Peperissipo questions disposable culture through speculative design. Instead of manufacturing cups, can we grow them? The project proposes paprika as a natural vessel—cut, opened, and used. A simple yet radical shift from production to cultivation.


Exploring nature’s ready-made forms, Peperissipo discovers the bell pepper’s potential as a biodegradable container. No manufacturing, no waste—just harvest and use. The project reimagines packaging through the lens of botany rather than industry.
















Three posters bring the concept to life: Pepefluffy for ice cream, Pepechino for coffee, Penoodlos for noodle soup. Each visual playfully reimagines familiar dining experiences, replacing plastic cups with organic alternatives grown from the earth.
















Peperissipo: Growing Vessels, Not Producing Waste In an era dominated by disposable packaging, Peperissipo poses a deceptively simple question: instead of producing cups, can we grow them? This speculative design project, developed at the Academy of Fine Arts and Design in 2023, challenges the very foundation of how we think about single-use containers. The project begins with a radical proposition—that the most sustainable vessel might already exist in nature. Rather than manufacturing, molding, and eventually discarding plastic or paper cups, what if we could simply harvest a container directly from the earth? The answer leads to a humble vegetable: the bell pepper. Its hollow interior, sturdy walls, and natural stem make it an ideal candidate for a biodegradable, compostable cup. Peperissipo explores this concept through a series of playful visual interventions.
The project imagines three distinct scenarios where the paprika cup replaces conventional disposables. Pepefluffy transforms the pepper into a vessel for ice cream—a sweet treat served in an edible, aromatic container. Pepechino reimagines the coffee experience, with hot espresso poured directly into the pepper’s natural cavity. Penoodlos extends the concept to savory dishes, presenting noodle soup in a warm, pepper-based bowl. Each scenario is brought to life through a distinct poster design, blending typography, photography, and speculative illustration. The visual language is both whimsical and rigorous—playful enough to spark imagination, yet grounded in serious inquiry about material futures. The posters function as both documentation and provocation, inviting viewers to reconsider their relationship with everyday objects.
At its core, Peperissipo is not about proposing a literal alternative to plastic cups (though the concept is surprisingly viable). Rather, it is a speculative design exercise that opens a larger conversation. It asks us to question industrial logic: why do we manufacture disposable items when nature has already perfected forms that serve the same function? It challenges the assumption that convenience must come at the cost of environmental degradation. The project also engages with the intersection of sustainability and design thinking. By looking to biology rather than industry, Peperissipo suggests a paradigm shift from production to cultivation.
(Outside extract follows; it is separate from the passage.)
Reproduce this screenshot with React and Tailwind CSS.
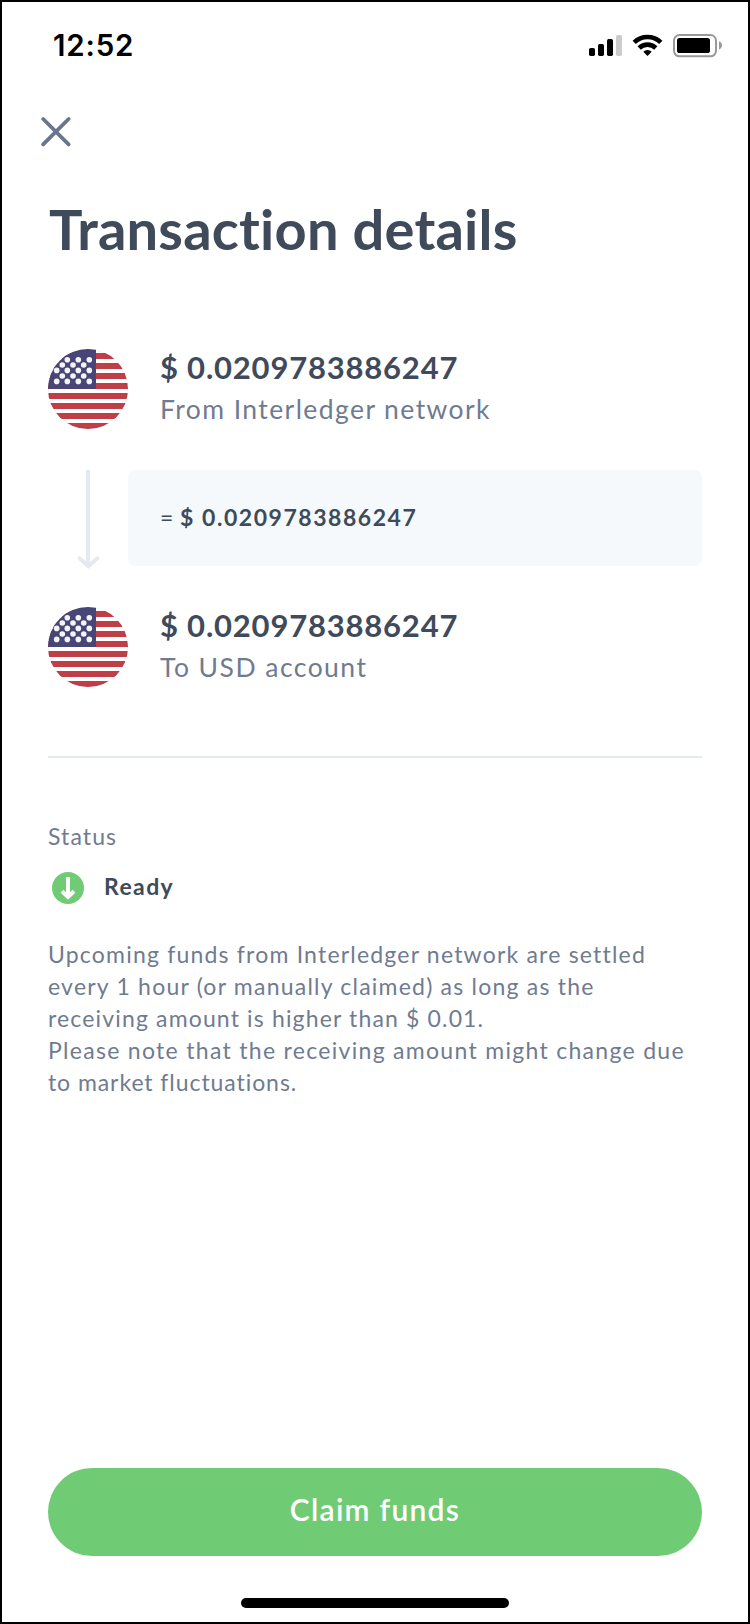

It envisions a world where we grow our containers alongside our food—where the vessel and its contents emerge from the same soil, returning to it after use without waste. Peperissipo is ultimately an invitation to imagine differently. Through its speculative framework, it opens space for rethinking not just cups, but the broader systems of production, consumption, and waste that shape our daily lives. The bell pepper becomes a symbol—a reminder that sometimes the most innovative solutions are not new at all, but have been growing in nature all along, waiting for us to notice.